Strategy 2: clock injection

rate.Limiter doesn't expose a clock parameter, but for your own limiters:

type Clock interface{ Now() time.Time }

type realClock struct{}
func (realClock) Now() time.Time { return time.Now() }

type fakeClock struct{ t time.Time }
func (f *fakeClock) Now() time.Time { return f.t }
func (f *fakeClock) Advance(d time.Duration) { f.t = f.t.Add(d) }

Pass the clock to your limiter constructor. In tests, advance it manually.

Strategy 3: high tolerance

If you must test against time.Now(), allow a healthy fudge:

if elapsed < 400*time.Millisecond || elapsed > 600*time.Millisecond {
    t.Errorf("want ~500 ms, got %v", elapsed)
}

This is the worst option — flakes are still possible on CI machines under load.


Observability — Metrics, Logs, Alerts

A rate limiter without metrics is a black box. Surface these:

var (
    allow = prometheus.NewCounterVec(prometheus.CounterOpts{
        Name: "ratelimit_allow_total",
        Help: "Allowed requests by key.",
    }, []string{"key", "route"})
    deny = prometheus.NewCounterVec(prometheus.CounterOpts{
        Name: "ratelimit_deny_total",
        Help: "Rejected requests by key.",
    }, []string{"key", "route"})
    waitSeconds = prometheus.NewHistogramVec(prometheus.HistogramOpts{
        Name:    "ratelimit_wait_seconds",
        Buckets: []float64{.001, .01, .1, 1, 10},
    }, []string{"key"})
)

Metrics to track

  • Allow / deny counters — total and per key/route.
  • Wait time histogram — for Wait users, distribution of delay.
  • Limiter cardinality — number of unique keys held in the map. Alert if growing unboundedly.
  • Sweep duration / evictions — for TTL maps.

Alerts to set

  • rate(deny_total[5m]) > rate(allow_total[5m]) * 0.05 for >10 min: more than 5% rejection sustained.
  • Cardinality > expected ceiling: map is leaking.
  • Wait p99 > limit + jitter: limiter is over-saturated.

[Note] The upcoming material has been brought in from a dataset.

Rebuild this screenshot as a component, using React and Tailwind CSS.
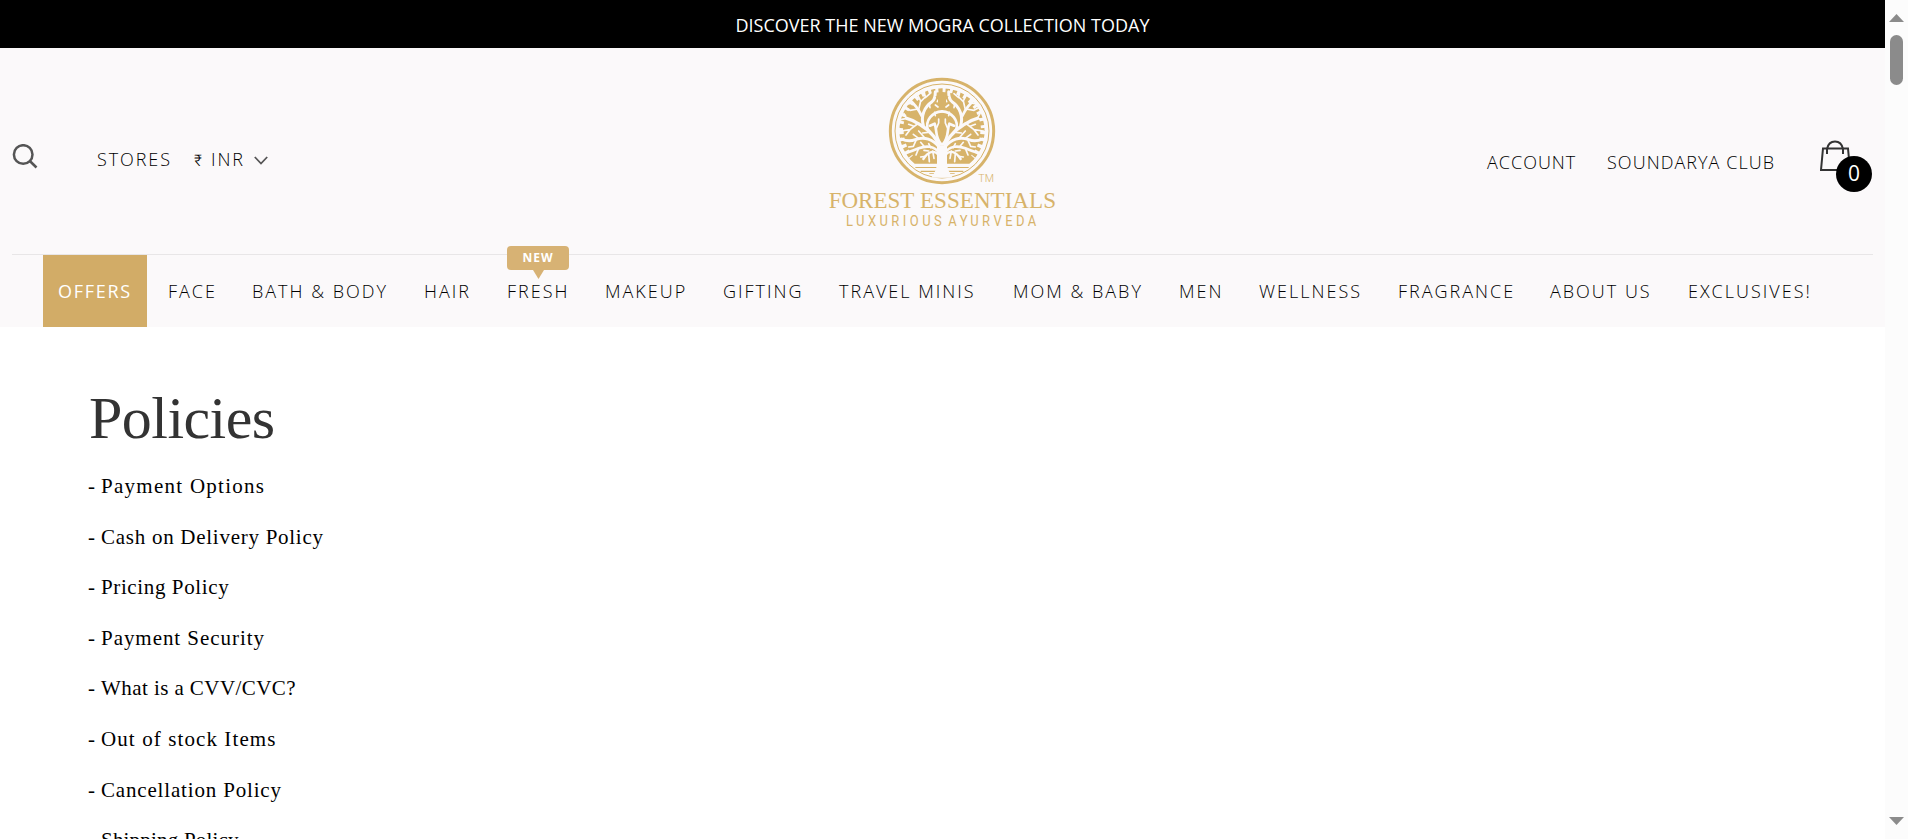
const NAV = [
  ["FACE", "w-[84px]"],
  ["BATH & BODY", "w-[172px]"],
  ["HAIR", "w-[83px]"],
  ["FRESH", "w-[98px]"],
  ["MAKEUP", "w-[118px]"],
  ["GIFTING", "w-[116px]"],
  ["TRAVEL MINIS", "w-[174px]"],
  ["MOM & BABY", "w-[166px]"],
  ["MEN", "w-[80px]"],
  ["WELLNESS", "w-[139px]"],
  ["FRAGRANCE", "w-[152px]"],
  ["ABOUT US", "w-[138px]"],
  ["EXCLUSIVES!", "w-[130px]"],
];

const POLICIES = [
  ["Payment Options", "tracking-[1.27px]"],
  ["Cash on Delivery Policy", "tracking-[0.73px]"],
  ["Pricing Policy", "tracking-[0.62px]"],
  ["Payment Security", "tracking-[0.95px]"],
  ["What is a CVV/CVC?", "tracking-[0.43px]"],
  ["Out of stock Items", "tracking-[1.1px]"],
  ["Cancellation Policy", "tracking-[0.83px]"],
  ["Shipping Policy", "tracking-[0.2px]"],
];

function Branches() {
  return (
    <g fill="none" stroke="#fbf9fa" strokeLinecap="round" strokeLinejoin="round">
      <path strokeWidth="10" d="M156 222C153 190 126 160 98 144C84 134 72 128 56 124" />
      <path strokeWidth="8" d="M120 160C110 128 134 105 162 103" />
      <path strokeWidth="9" d="M106 146C98 118 108 90 132 74Q142 66 142 44" />
      <path strokeWidth="8" d="M160 202C140 182 148 160 140 140L126 146" />
      <path strokeWidth="9" d="M154 212C136 186 108 178 82 188Q62 196 40 186" />
      <path strokeWidth="8" d="M154 230C140 204 112 206 92 214Q78 220 60 226" />
      <path strokeWidth="7" d="M154 236C138 216 120 224 106 246" />
      <path strokeWidth="8" d="M102 118C92 98 84 84 66 70" />
      <path
        strokeWidth="5"
        d="M92 138L66 158L38 162M78 148L62 142M66 158L54 174M56 124L38 128M56 124L48 110M90 96L66 100L52 92M92 98L98 72L88 52M98 74L112 60L108 42M112 62L126 50M124 80L126 92M142 84L150 90M140 106L142 116M108 180L92 162M92 184L76 172M84 190L76 208L62 210M108 208L98 196M92 214L84 234M128 212L122 200M122 222L108 220M112 238L98 240M122 230L124 254M134 222L138 244M154 62L148 74M120 166L104 168M74 78L54 82M146 152L152 138V126"
      />
    </g>
  );
}

function Logo() {
  return (
    <svg className="block h-[170px] w-[245px]" viewBox="0 0 735 510" fill="#d7b36a">
      <circle cx="366" cy="183" r="155" fill="none" stroke="#d7b36a" strokeWidth="9" />
      <circle cx="366" cy="183" r="141" fill="none" stroke="#d7b36a" strokeWidth="3" />
      <path d="M262 257A128 128 0 1 1 470 257Q460 272 448 281H284Q272 272 262 257Z" />
      <path d="M286 291H446V294H286ZM302 302H430V306H302ZM328 310H404V312H328Z" />
      <path d="M241 183A125 125 0 0 1 491 183" fill="none" stroke="#fbf9fa" strokeWidth="16" strokeDasharray="9 13" />
      <path d="M241 183A125 125 0 0 0 271 263M491 183A125 125 0 0 1 461 263" fill="none" stroke="#fbf9fa" strokeWidth="20" strokeDasharray="10 11" />
      <g transform="translate(204 21)">
        <Branches />
        <g transform="translate(324 0) scale(-1 1)"><Branches /></g>
        <path fill="#fbf9fa" d="M147 205H177V262Q180 284 194 302H130Q144 284 147 262Z" />
        <path d="M162 138Q167 154 172 162Q166 172 162 188Q158 172 152 162Q157 154 162 138Z" />
        <path d="M162 48L168 58H182L174 68V79H150V68L142 58H156Z" />
      </g>
      <text x="475" y="336" fontSize="31" fontFamily="Roboto, sans-serif" fontWeight="300" textLength="47" lengthAdjust="spacingAndGlyphs">TM</text>
      <text x="26" y="413" fontSize="68" fontFamily="'Liberation Serif', serif" textLength="257" lengthAdjust="spacingAndGlyphs">FOREST</text>
      <text x="300" y="413" fontSize="68" fontFamily="'Liberation Serif', serif" textLength="408" lengthAdjust="spacingAndGlyphs">ESSENTIALS</text>
      <text x="78" y="467" fontSize="45" fontFamily="Roboto, sans-serif" letterSpacing="12" textLength="581" lengthAdjust="spacingAndGlyphs" wordSpacing="-12">LUXURIOUS AYURVEDA</text>
    </svg>
  );
}

function Scrollbar() {
  return (
    <div className="flex w-[23px] shrink-0 flex-col items-center bg-[#fcfcfc] pt-[14px] pb-[14px]">
      <svg className="h-2 w-[15px]" viewBox="0 0 15 8" fill="#8b8b8b"><path d="M7.5 0L15 8H0Z" /></svg>
      <div className="mt-[13px] h-[50px] w-[13px] rounded-full bg-[#8b8b8b]" />
      <svg className="mt-auto h-2 w-[15px]" viewBox="0 0 15 8" fill="#8b8b8b"><path d="M0 0H15L7.5 8Z" /></svg>
    </div>
  );
}

export default function App() {
  return (
    <div className="flex h-[839px] w-[1908px] overflow-hidden bg-white font-['Open_Sans',sans-serif]">
      <div className="flex w-[1885px] shrink-0 flex-col overflow-hidden">
        <div className="flex h-12 shrink-0 items-center justify-center bg-black pt-[3px] text-[18px] font-medium text-white">
          <span>DISCOVER THE NEW MOGRA COLLECTION TODAY</span>
        </div>
        <header className="flex h-[279px] shrink-0 flex-col bg-[#fbf9fa]">
          <div className="mx-3 flex h-[207px] border-b border-[#e8e6e7]">
            <div className="flex w-[808px] pt-24">
              <svg className="h-[26px] w-[26px]" viewBox="0 0 26 26" fill="none" stroke="#555" strokeWidth="2.5">
                <circle cx="11.2" cy="10.5" r="9.3" />
                <path d="M17.8 17L24.5 23.5" />
              </svg>
              <div className="mt-px ml-[59px] flex h-7 items-center text-[18px] text-black">
                <span className="w-[97px] font-[350] tracking-[1.9px]">STORES</span>
                <span className="w-[60px] whitespace-nowrap font-light tracking-[1.9px] text-black">
                  <span className="inline-block w-[17px] font-['Roboto',sans-serif] text-[16px] font-light">₹</span>
                  INR
                </span>
                <svg className="mt-[3px] h-[9px] w-[14px]" viewBox="0 0 14 9" fill="none" stroke="#555" strokeWidth="1.8"><path d="M.8 1L7 7.5L13.2 1" /></svg>
              </div>
            </div>
            <div className="pt-[22px]"><Logo /></div>
            <div className="ml-auto flex pt-[92px] text-[18px] font-light text-black">
              <span className="mt-[9px] w-[120px] tracking-[1px]">ACCOUNT</span>
              <span className="mt-[9px] w-[213px] tracking-[1.05px]">SOUNDARYA CLUB</span>
              <div className="relative w-[53px]">
                <svg className="h-[32px] w-[32px]" viewBox="0 0 32 32" fill="none" stroke="#333" strokeWidth="2">
                  <path d="M3 8.5H28L30 30H1Z" />
                  <path d="M7 14V9C9 -1 21 -1 23 9V14" />
                </svg>
                <span className="absolute top-4 left-4 flex h-9 w-9 items-center justify-center rounded-full bg-black text-[21px] font-medium text-white">0</span>
              </div>
            </div>
          </div>
          <nav className="flex h-[72px] items-center pl-[43px] text-[18px] font-light tracking-[2px] text-black">
            <a className="mr-[21px] flex h-full w-[104px] items-center bg-[#d2ac67] pl-[15px] font-normal tracking-[1.7px] text-white">OFFERS</a>
            {NAV.map(([label, width]) => (
              <a key={label} className={`relative shrink-0 whitespace-nowrap ${width}`}>
                {label}
                {label === "FRESH" && (
                  <span className="absolute -top-[32px] left-0 flex h-6 w-[62px] items-center justify-center rounded bg-[#d7b274] text-xs font-bold tracking-[1px] text-white">
                    NEW
                    <svg className="absolute top-6 left-[26px] h-[9px] w-[11px]" viewBox="0 0 11 9" fill="#d7b274"><path d="M0 0H11L5.5 9Z" /></svg>
                  </span>
                )}
              </a>
            ))}
          </nav>
        </header>
        <main className="shrink-0 pt-[56px] pl-[88px] font-['Liberation_Serif',serif]">
          <h1 className="h-[78px] pl-px text-[60px] leading-[70px] tracking-[-0.55px] text-[#333]">Policies</h1>
          <ul className="text-[21px] leading-[50.6px] text-black">
            {POLICIES.map(([label, spacing]) => (
              <li key={label} className="flex">
                <span className="w-[13px]">-</span>
                <span className={spacing}>{label}</span>
              </li>
            ))}
          </ul>
        </main>
      </div>
      <Scrollbar />
    </div>
  );
}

Log on rejection — sparingly

if !lim.Allow() {
    if rand.Intn(100) == 0 { // sample 1%
        log.Warn("rate limit rejected", "key", key, "route", route)
    }
    return reject
}

A full log line per rejection during an attack will flood your logs.


Anti-Patterns

  • Allocating a limiter per request. A fresh bucket every call. Useless.
  • Sharing a single limiter across unrelated tenants. One tenant's spike rejects everyone.
  • Using time.Tick instead of time.NewTicker. Silent goroutine leak.
  • Forgetting to evict idle limiters. Unbounded memory growth.
  • Wait with an unbounded queue of callers. A backlog of millions of goroutines parks in timers and never resolves.
  • Rejecting silently. No Retry-After, no 429, no metrics — clients spin forever.
  • Hand-rolled sliding-window-log at scale. O(limit) per key per request adds up.
  • Mixing Allow and Wait for the same handler depending on conditions. Operator confusion; metrics inconsistent.
  • Limiter at the wrong layer. Per-process limiter behind 10 replicas = 10× the intended rate. Use distributed limiting.

Cheat Sheet

// Choose method by intent.
lim.Allow()          // drop on overflow
lim.Wait(ctx)        // pace politely
lim.Reserve()        // introspect + cancel

// Per-tenant with TTL eviction.
type entry struct { lim *rate.Limiter; seen atomic.Int64 }
sweep := func() { /* delete stale */ }

// HTTP middleware uses Reserve + Cancel + Retry-After.
res := lim.Reserve()
if !res.OK() || res.Delay() > 0 { res.Cancel(); reject() }

// Leaky bucket = channel queue + ticker drain.
queue := make(chan func(), cap)

// Sliding-window counter:
// estimate = prev * (1 - elapsed/window) + curr

// Metrics: allow, deny, wait, cardinality.

// Test with synctest or a clock interface, not time.Sleep.

Summary

rate.Limiter uses lazy fill: a mutex, a float, a timestamp. That is why it is fast and goroutine-free. Allow, Wait, and Reserve are the three methods; pick by whether the caller can drop, wait, or wants control.

Per-tenant limiters need eviction — TTL, LRU, or sharded maps. HTTP middleware should set Retry-After, label metrics by key, and use Reserve to avoid blocking handlers. Leaky bucket maps onto a channel queue when you need strict pacing. Sliding-window counter is the practical compromise between accuracy and memory, used by most production systems.

Tests should use testing/synctest or an injected clock. Real-time tests flake. Observability is non-negotiable: counters, histograms, and a cardinality alert.

Done well, a rate limiter is invisible — until you turn it off and watch the dependency burn.